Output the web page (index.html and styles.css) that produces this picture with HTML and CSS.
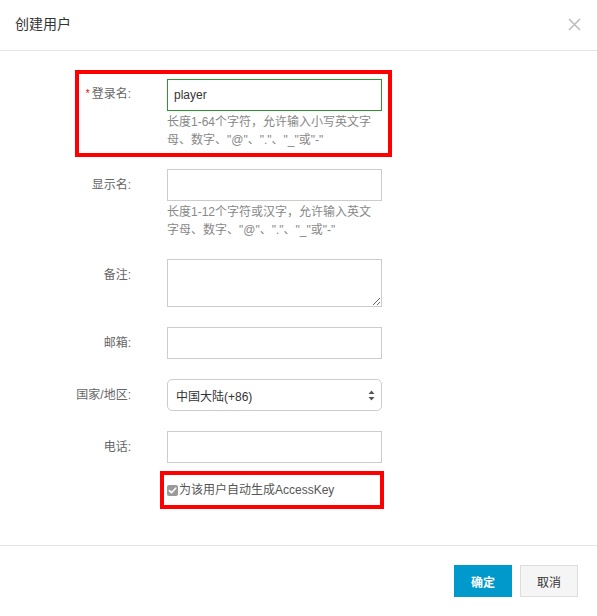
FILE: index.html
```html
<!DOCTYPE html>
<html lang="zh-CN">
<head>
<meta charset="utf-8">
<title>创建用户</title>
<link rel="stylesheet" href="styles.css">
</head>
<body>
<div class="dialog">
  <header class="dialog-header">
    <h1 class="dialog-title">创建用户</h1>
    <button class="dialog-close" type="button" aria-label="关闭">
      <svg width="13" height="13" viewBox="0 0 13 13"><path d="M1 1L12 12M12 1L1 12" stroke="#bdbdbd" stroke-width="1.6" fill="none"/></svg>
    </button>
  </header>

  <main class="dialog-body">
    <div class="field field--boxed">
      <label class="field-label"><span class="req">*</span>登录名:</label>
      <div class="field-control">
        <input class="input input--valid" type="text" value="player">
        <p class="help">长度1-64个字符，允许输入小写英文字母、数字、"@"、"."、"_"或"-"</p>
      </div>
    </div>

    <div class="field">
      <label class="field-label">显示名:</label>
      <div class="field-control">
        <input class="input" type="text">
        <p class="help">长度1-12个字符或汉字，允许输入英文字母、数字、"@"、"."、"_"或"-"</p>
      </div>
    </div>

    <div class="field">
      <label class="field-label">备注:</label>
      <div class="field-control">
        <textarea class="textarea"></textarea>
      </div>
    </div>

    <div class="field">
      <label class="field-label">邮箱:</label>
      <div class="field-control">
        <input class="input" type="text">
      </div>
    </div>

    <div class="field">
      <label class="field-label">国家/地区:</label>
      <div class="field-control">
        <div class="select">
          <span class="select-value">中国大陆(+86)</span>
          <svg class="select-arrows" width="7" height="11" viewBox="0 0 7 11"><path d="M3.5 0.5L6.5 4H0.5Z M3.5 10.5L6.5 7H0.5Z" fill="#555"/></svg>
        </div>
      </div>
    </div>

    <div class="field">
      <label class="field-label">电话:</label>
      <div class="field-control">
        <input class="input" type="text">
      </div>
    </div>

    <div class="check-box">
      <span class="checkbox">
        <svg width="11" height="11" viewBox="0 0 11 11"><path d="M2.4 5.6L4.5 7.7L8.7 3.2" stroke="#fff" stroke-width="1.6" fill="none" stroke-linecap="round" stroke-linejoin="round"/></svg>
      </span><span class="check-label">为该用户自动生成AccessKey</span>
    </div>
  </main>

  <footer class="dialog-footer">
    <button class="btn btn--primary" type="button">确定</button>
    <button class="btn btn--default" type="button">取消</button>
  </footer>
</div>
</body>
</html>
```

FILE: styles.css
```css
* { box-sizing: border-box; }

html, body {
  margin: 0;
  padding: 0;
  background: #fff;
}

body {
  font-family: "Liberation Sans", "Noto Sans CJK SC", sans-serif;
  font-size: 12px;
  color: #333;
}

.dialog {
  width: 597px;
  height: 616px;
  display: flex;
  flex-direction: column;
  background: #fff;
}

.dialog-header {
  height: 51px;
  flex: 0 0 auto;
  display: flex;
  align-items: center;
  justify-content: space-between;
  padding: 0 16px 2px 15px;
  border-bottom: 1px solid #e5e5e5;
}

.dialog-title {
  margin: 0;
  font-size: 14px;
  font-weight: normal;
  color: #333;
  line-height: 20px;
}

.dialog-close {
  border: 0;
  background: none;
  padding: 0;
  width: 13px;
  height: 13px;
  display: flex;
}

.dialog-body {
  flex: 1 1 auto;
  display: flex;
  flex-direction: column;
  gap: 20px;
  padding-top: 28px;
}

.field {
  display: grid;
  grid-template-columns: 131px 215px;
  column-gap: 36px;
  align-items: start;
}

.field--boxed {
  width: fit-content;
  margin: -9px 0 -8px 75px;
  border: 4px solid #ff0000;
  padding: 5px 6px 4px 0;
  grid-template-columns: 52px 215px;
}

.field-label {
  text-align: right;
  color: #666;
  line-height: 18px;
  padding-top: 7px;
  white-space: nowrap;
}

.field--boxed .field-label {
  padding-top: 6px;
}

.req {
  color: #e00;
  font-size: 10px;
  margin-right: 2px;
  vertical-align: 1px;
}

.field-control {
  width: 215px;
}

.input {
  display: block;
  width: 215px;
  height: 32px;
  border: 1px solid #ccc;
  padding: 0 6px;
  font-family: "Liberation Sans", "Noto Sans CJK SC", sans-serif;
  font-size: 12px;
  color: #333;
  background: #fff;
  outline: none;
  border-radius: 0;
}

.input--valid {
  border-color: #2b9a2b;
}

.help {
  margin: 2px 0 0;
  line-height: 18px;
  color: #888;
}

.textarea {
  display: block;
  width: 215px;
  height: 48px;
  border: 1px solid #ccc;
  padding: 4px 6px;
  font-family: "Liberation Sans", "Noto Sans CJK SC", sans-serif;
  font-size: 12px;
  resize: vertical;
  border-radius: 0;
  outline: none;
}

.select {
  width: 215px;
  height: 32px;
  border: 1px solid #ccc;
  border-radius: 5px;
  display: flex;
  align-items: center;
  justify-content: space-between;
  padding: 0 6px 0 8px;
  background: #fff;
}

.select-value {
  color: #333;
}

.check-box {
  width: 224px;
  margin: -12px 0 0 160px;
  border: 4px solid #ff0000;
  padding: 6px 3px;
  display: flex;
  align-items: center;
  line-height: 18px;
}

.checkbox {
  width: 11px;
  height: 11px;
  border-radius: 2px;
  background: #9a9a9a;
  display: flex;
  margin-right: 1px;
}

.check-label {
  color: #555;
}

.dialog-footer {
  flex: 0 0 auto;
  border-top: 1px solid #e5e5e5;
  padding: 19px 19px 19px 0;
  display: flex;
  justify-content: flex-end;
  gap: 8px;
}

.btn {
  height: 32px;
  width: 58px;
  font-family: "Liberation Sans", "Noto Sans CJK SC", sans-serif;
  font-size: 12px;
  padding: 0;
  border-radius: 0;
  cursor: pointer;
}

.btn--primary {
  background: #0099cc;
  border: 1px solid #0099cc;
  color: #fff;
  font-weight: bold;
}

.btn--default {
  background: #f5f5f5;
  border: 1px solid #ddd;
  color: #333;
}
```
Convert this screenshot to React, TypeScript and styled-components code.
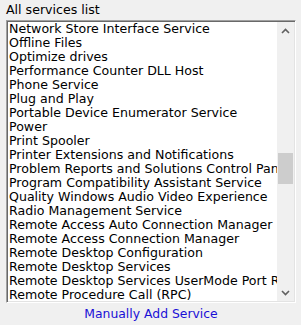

— WORK REQUIRED —
Repeat the listing in full and exactly. Do not include any images.

— COMPLETED TASK —
Output the web page (index.html and styles.css) that produces this picture with HTML and CSS.
FILE: index.html
```html
<!DOCTYPE html>
<html lang="zh-CN">
<head>
<meta charset="utf-8">
<title>创建用户</title>
<link rel="stylesheet" href="styles.css">
</head>
<body>
<div class="dialog">
  <header class="dialog-header">
    <h1 class="dialog-title">创建用户</h1>
    <button class="dialog-close" type="button" aria-label="关闭">
      <svg width="13" height="13" viewBox="0 0 13 13"><path d="M1 1L12 12M12 1L1 12" stroke="#bdbdbd" stroke-width="1.6" fill="none"/></svg>
    </button>
  </header>

  <main class="dialog-body">
    <div class="field field--boxed">
      <label class="field-label"><span class="req">*</span>登录名:</label>
      <div class="field-control">
        <input class="input input--valid" type="text" value="player">
        <p class="help">长度1-64个字符，允许输入小写英文字母、数字、"@"、"."、"_"或"-"</p>
      </div>
    </div>

    <div class="field">
      <label class="field-label">显示名:</label>
      <div class="field-control">
        <input class="input" type="text">
        <p class="help">长度1-12个字符或汉字，允许输入英文字母、数字、"@"、"."、"_"或"-"</p>
      </div>
    </div>

    <div class="field">
      <label class="field-label">备注:</label>
      <div class="field-control">
        <textarea class="textarea"></textarea>
      </div>
    </div>

    <div class="field">
      <label class="field-label">邮箱:</label>
      <div class="field-control">
        <input class="input" type="text">
      </div>
    </div>

    <div class="field">
      <label class="field-label">国家/地区:</label>
      <div class="field-control">
        <div class="select">
          <span class="select-value">中国大陆(+86)</span>
          <svg class="select-arrows" width="7" height="11" viewBox="0 0 7 11"><path d="M3.5 0.5L6.5 4H0.5Z M3.5 10.5L6.5 7H0.5Z" fill="#555"/></svg>
        </div>
      </div>
    </div>

    <div class="field">
      <label class="field-label">电话:</label>
      <div class="field-control">
        <input class="input" type="text">
      </div>
    </div>

    <div class="check-box">
      <span class="checkbox">
        <svg width="11" height="11" viewBox="0 0 11 11"><path d="M2.4 5.6L4.5 7.7L8.7 3.2" stroke="#fff" stroke-width="1.6" fill="none" stroke-linecap="round" stroke-linejoin="round"/></svg>
      </span><span class="check-label">为该用户自动生成AccessKey</span>
    </div>
  </main>

  <footer class="dialog-footer">
    <button class="btn btn--primary" type="button">确定</button>
    <button class="btn btn--default" type="button">取消</button>
  </footer>
</div>
</body>
</html>
```

FILE: styles.css
```css
* { box-sizing: border-box; }

html, body {
  margin: 0;
  padding: 0;
  background: #fff;
}

body {
  font-family: "Liberation Sans", "Noto Sans CJK SC", sans-serif;
  font-size: 12px;
  color: #333;
}

.dialog {
  width: 597px;
  height: 616px;
  display: flex;
  flex-direction: column;
  background: #fff;
}

.dialog-header {
  height: 51px;
  flex: 0 0 auto;
  display: flex;
  align-items: center;
  justify-content: space-between;
  padding: 0 16px 2px 15px;
  border-bottom: 1px solid #e5e5e5;
}

.dialog-title {
  margin: 0;
  font-size: 14px;
  font-weight: normal;
  color: #333;
  line-height: 20px;
}

.dialog-close {
  border: 0;
  background: none;
  padding: 0;
  width: 13px;
  height: 13px;
  display: flex;
}

.dialog-body {
  flex: 1 1 auto;
  display: flex;
  flex-direction: column;
  gap: 20px;
  padding-top: 28px;
}

.field {
  display: grid;
  grid-template-columns: 131px 215px;
  column-gap: 36px;
  align-items: start;
}

.field--boxed {
  width: fit-content;
  margin: -9px 0 -8px 75px;
  border: 4px solid #ff0000;
  padding: 5px 6px 4px 0;
  grid-template-columns: 52px 215px;
}

.field-label {
  text-align: right;
  color: #666;
  line-height: 18px;
  padding-top: 7px;
  white-space: nowrap;
}

.field--boxed .field-label {
  padding-top: 6px;
}

.req {
  color: #e00;
  font-size: 10px;
  margin-right: 2px;
  vertical-align: 1px;
}

.field-control {
  width: 215px;
}

.input {
  display: block;
  width: 215px;
  height: 32px;
  border: 1px solid #ccc;
  padding: 0 6px;
  font-family: "Liberation Sans", "Noto Sans CJK SC", sans-serif;
  font-size: 12px;
  color: #333;
  background: #fff;
  outline: none;
  border-radius: 0;
}

.input--valid {
  border-color: #2b9a2b;
}

.help {
  margin: 2px 0 0;
  line-height: 18px;
  color: #888;
}

.textarea {
  display: block;
  width: 215px;
  height: 48px;
  border: 1px solid #ccc;
  padding: 4px 6px;
  font-family: "Liberation Sans", "Noto Sans CJK SC", sans-serif;
  font-size: 12px;
  resize: vertical;
  border-radius: 0;
  outline: none;
}

.select {
  width: 215px;
  height: 32px;
  border: 1px solid #ccc;
  border-radius: 5px;
  display: flex;
  align-items: center;
  justify-content: space-between;
  padding: 0 6px 0 8px;
  background: #fff;
}

.select-value {
  color: #333;
}

.check-box {
  width: 224px;
  margin: -12px 0 0 160px;
  border: 4px solid #ff0000;
  padding: 6px 3px;
  display: flex;
  align-items: center;
  line-height: 18px;
}

.checkbox {
  width: 11px;
  height: 11px;
  border-radius: 2px;
  background: #9a9a9a;
  display: flex;
  margin-right: 1px;
}

.check-label {
  color: #555;
}

.dialog-footer {
  flex: 0 0 auto;
  border-top: 1px solid #e5e5e5;
  padding: 19px 19px 19px 0;
  display: flex;
  justify-content: flex-end;
  gap: 8px;
}

.btn {
  height: 32px;
  width: 58px;
  font-family: "Liberation Sans", "Noto Sans CJK SC", sans-serif;
  font-size: 12px;
  padding: 0;
  border-radius: 0;
  cursor: pointer;
}

.btn--primary {
  background: #0099cc;
  border: 1px solid #0099cc;
  color: #fff;
  font-weight: bold;
}

.btn--default {
  background: #f5f5f5;
  border: 1px solid #ddd;
  color: #333;
}
```
Convert this screenshot to React, TypeScript and styled-components code.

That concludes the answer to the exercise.